--- TASK GOAL ---
Images must not appear in your copy; reproduce every other part of the records exactly.

Front-end source files
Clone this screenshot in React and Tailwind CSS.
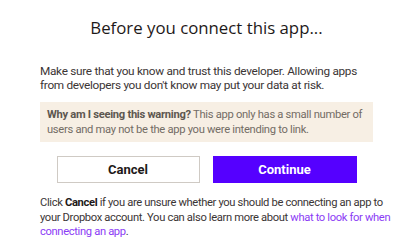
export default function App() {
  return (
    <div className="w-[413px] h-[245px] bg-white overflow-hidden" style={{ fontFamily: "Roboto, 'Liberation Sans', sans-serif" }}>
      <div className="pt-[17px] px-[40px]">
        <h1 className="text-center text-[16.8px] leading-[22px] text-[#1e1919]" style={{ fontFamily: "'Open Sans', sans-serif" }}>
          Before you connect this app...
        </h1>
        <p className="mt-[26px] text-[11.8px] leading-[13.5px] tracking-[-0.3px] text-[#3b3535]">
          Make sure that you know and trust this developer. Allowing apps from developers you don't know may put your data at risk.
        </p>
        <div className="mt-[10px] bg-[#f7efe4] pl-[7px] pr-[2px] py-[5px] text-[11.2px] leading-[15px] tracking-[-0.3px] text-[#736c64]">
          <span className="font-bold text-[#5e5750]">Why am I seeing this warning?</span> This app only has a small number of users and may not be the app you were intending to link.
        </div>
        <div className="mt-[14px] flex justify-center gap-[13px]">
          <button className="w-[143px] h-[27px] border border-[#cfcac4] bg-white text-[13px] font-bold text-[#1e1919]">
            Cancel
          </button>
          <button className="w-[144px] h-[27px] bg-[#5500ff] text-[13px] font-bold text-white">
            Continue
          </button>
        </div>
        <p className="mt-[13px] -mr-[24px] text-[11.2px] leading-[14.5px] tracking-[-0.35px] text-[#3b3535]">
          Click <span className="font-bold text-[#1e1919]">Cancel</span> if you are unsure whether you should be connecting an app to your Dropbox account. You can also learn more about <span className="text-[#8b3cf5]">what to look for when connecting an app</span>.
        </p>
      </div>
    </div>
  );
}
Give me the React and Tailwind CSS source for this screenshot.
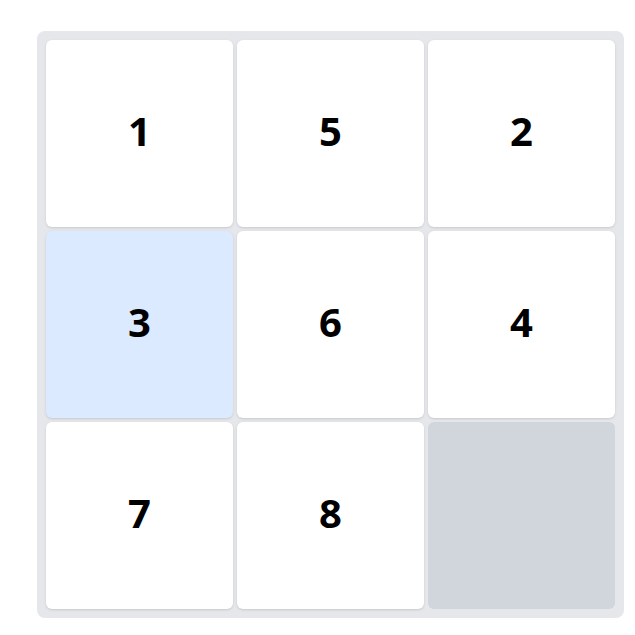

--- REPLY ---
Clone this screenshot in React and Tailwind CSS.
export default function App() {
  return (
    <div className="w-[413px] h-[245px] bg-white overflow-hidden" style={{ fontFamily: "Roboto, 'Liberation Sans', sans-serif" }}>
      <div className="pt-[17px] px-[40px]">
        <h1 className="text-center text-[16.8px] leading-[22px] text-[#1e1919]" style={{ fontFamily: "'Open Sans', sans-serif" }}>
          Before you connect this app...
        </h1>
        <p className="mt-[26px] text-[11.8px] leading-[13.5px] tracking-[-0.3px] text-[#3b3535]">
          Make sure that you know and trust this developer. Allowing apps from developers you don't know may put your data at risk.
        </p>
        <div className="mt-[10px] bg-[#f7efe4] pl-[7px] pr-[2px] py-[5px] text-[11.2px] leading-[15px] tracking-[-0.3px] text-[#736c64]">
          <span className="font-bold text-[#5e5750]">Why am I seeing this warning?</span> This app only has a small number of users and may not be the app you were intending to link.
        </div>
        <div className="mt-[14px] flex justify-center gap-[13px]">
          <button className="w-[143px] h-[27px] border border-[#cfcac4] bg-white text-[13px] font-bold text-[#1e1919]">
            Cancel
          </button>
          <button className="w-[144px] h-[27px] bg-[#5500ff] text-[13px] font-bold text-white">
            Continue
          </button>
        </div>
        <p className="mt-[13px] -mr-[24px] text-[11.2px] leading-[14.5px] tracking-[-0.35px] text-[#3b3535]">
          Click <span className="font-bold text-[#1e1919]">Cancel</span> if you are unsure whether you should be connecting an app to your Dropbox account. You can also learn more about <span className="text-[#8b3cf5]">what to look for when connecting an app</span>.
        </p>
      </div>
    </div>
  );
}
Give me the React and Tailwind CSS source for this screenshot.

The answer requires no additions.